What the exercise asks → Repeat the material verbatim and drop the pictures.

Source data →
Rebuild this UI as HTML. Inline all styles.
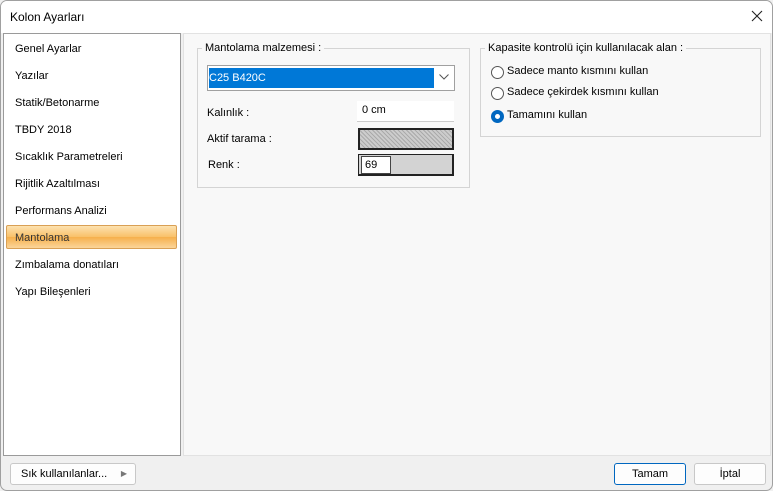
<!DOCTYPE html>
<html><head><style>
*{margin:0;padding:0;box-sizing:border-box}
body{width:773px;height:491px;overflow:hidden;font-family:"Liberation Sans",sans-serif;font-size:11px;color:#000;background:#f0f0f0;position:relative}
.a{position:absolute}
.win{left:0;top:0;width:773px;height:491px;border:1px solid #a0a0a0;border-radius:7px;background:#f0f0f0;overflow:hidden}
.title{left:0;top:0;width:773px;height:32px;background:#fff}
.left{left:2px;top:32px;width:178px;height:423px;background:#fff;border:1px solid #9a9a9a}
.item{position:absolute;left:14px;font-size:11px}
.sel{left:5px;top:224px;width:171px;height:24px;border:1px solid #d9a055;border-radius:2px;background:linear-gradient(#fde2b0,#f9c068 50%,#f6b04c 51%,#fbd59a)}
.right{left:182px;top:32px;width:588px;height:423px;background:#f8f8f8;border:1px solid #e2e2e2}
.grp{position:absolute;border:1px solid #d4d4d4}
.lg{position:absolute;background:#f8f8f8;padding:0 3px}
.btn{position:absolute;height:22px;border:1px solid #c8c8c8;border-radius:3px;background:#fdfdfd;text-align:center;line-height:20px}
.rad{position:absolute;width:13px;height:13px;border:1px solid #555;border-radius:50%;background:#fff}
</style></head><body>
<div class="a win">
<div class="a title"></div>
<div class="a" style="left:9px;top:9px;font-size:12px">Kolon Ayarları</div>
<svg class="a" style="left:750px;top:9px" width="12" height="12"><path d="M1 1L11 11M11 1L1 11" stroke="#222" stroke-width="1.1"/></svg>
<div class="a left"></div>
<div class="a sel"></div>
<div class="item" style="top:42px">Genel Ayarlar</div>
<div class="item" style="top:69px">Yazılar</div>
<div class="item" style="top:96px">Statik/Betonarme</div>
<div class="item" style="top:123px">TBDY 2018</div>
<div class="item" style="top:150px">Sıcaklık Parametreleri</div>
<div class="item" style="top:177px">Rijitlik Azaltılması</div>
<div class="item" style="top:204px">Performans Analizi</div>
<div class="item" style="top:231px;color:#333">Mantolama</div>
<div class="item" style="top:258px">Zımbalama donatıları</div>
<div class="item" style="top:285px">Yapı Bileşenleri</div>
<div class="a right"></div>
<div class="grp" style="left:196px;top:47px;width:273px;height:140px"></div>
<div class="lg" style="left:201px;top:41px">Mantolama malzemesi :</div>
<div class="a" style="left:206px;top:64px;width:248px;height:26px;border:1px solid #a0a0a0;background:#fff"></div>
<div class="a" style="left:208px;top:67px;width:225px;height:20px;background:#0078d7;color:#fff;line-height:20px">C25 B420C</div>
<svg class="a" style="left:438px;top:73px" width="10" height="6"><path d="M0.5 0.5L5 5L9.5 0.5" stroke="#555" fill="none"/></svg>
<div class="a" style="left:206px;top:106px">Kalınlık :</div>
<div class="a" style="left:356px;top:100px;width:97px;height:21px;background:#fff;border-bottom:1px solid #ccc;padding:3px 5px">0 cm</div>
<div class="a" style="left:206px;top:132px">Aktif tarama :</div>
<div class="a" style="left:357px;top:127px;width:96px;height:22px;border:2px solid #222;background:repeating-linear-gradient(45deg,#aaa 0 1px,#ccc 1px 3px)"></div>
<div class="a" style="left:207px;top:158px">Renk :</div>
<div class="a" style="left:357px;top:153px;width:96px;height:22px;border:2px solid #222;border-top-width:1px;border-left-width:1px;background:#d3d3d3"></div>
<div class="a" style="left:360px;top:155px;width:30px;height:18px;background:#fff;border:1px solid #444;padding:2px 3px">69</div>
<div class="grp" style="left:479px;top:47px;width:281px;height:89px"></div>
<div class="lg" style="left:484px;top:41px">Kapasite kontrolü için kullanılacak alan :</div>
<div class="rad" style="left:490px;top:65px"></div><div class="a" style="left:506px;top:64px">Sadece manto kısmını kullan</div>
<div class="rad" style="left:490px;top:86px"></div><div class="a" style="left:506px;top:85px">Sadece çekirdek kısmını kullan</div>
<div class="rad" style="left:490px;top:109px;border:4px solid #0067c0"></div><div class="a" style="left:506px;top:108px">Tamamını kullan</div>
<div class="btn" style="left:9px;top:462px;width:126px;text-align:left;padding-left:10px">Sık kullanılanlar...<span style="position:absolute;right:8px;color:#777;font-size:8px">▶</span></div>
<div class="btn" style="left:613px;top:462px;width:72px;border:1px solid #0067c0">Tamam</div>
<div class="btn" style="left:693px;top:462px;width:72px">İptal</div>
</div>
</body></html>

Response to this exercise →
Rebuild this UI as HTML. Inline all styles.
<!DOCTYPE html>
<html><head><style>
*{margin:0;padding:0;box-sizing:border-box}
body{width:773px;height:491px;overflow:hidden;font-family:"Liberation Sans",sans-serif;font-size:11px;color:#000;background:#f0f0f0;position:relative}
.a{position:absolute}
.win{left:0;top:0;width:773px;height:491px;border:1px solid #a0a0a0;border-radius:7px;background:#f0f0f0;overflow:hidden}
.title{left:0;top:0;width:773px;height:32px;background:#fff}
.left{left:2px;top:32px;width:178px;height:423px;background:#fff;border:1px solid #9a9a9a}
.item{position:absolute;left:14px;font-size:11px}
.sel{left:5px;top:224px;width:171px;height:24px;border:1px solid #d9a055;border-radius:2px;background:linear-gradient(#fde2b0,#f9c068 50%,#f6b04c 51%,#fbd59a)}
.right{left:182px;top:32px;width:588px;height:423px;background:#f8f8f8;border:1px solid #e2e2e2}
.grp{position:absolute;border:1px solid #d4d4d4}
.lg{position:absolute;background:#f8f8f8;padding:0 3px}
.btn{position:absolute;height:22px;border:1px solid #c8c8c8;border-radius:3px;background:#fdfdfd;text-align:center;line-height:20px}
.rad{position:absolute;width:13px;height:13px;border:1px solid #555;border-radius:50%;background:#fff}
</style></head><body>
<div class="a win">
<div class="a title"></div>
<div class="a" style="left:9px;top:9px;font-size:12px">Kolon Ayarları</div>
<svg class="a" style="left:750px;top:9px" width="12" height="12"><path d="M1 1L11 11M11 1L1 11" stroke="#222" stroke-width="1.1"/></svg>
<div class="a left"></div>
<div class="a sel"></div>
<div class="item" style="top:42px">Genel Ayarlar</div>
<div class="item" style="top:69px">Yazılar</div>
<div class="item" style="top:96px">Statik/Betonarme</div>
<div class="item" style="top:123px">TBDY 2018</div>
<div class="item" style="top:150px">Sıcaklık Parametreleri</div>
<div class="item" style="top:177px">Rijitlik Azaltılması</div>
<div class="item" style="top:204px">Performans Analizi</div>
<div class="item" style="top:231px;color:#333">Mantolama</div>
<div class="item" style="top:258px">Zımbalama donatıları</div>
<div class="item" style="top:285px">Yapı Bileşenleri</div>
<div class="a right"></div>
<div class="grp" style="left:196px;top:47px;width:273px;height:140px"></div>
<div class="lg" style="left:201px;top:41px">Mantolama malzemesi :</div>
<div class="a" style="left:206px;top:64px;width:248px;height:26px;border:1px solid #a0a0a0;background:#fff"></div>
<div class="a" style="left:208px;top:67px;width:225px;height:20px;background:#0078d7;color:#fff;line-height:20px">C25 B420C</div>
<svg class="a" style="left:438px;top:73px" width="10" height="6"><path d="M0.5 0.5L5 5L9.5 0.5" stroke="#555" fill="none"/></svg>
<div class="a" style="left:206px;top:106px">Kalınlık :</div>
<div class="a" style="left:356px;top:100px;width:97px;height:21px;background:#fff;border-bottom:1px solid #ccc;padding:3px 5px">0 cm</div>
<div class="a" style="left:206px;top:132px">Aktif tarama :</div>
<div class="a" style="left:357px;top:127px;width:96px;height:22px;border:2px solid #222;background:repeating-linear-gradient(45deg,#aaa 0 1px,#ccc 1px 3px)"></div>
<div class="a" style="left:207px;top:158px">Renk :</div>
<div class="a" style="left:357px;top:153px;width:96px;height:22px;border:2px solid #222;border-top-width:1px;border-left-width:1px;background:#d3d3d3"></div>
<div class="a" style="left:360px;top:155px;width:30px;height:18px;background:#fff;border:1px solid #444;padding:2px 3px">69</div>
<div class="grp" style="left:479px;top:47px;width:281px;height:89px"></div>
<div class="lg" style="left:484px;top:41px">Kapasite kontrolü için kullanılacak alan :</div>
<div class="rad" style="left:490px;top:65px"></div><div class="a" style="left:506px;top:64px">Sadece manto kısmını kullan</div>
<div class="rad" style="left:490px;top:86px"></div><div class="a" style="left:506px;top:85px">Sadece çekirdek kısmını kullan</div>
<div class="rad" style="left:490px;top:109px;border:4px solid #0067c0"></div><div class="a" style="left:506px;top:108px">Tamamını kullan</div>
<div class="btn" style="left:9px;top:462px;width:126px;text-align:left;padding-left:10px">Sık kullanılanlar...<span style="position:absolute;right:8px;color:#777;font-size:8px">▶</span></div>
<div class="btn" style="left:613px;top:462px;width:72px;border:1px solid #0067c0">Tamam</div>
<div class="btn" style="left:693px;top:462px;width:72px">İptal</div>
</div>
</body></html>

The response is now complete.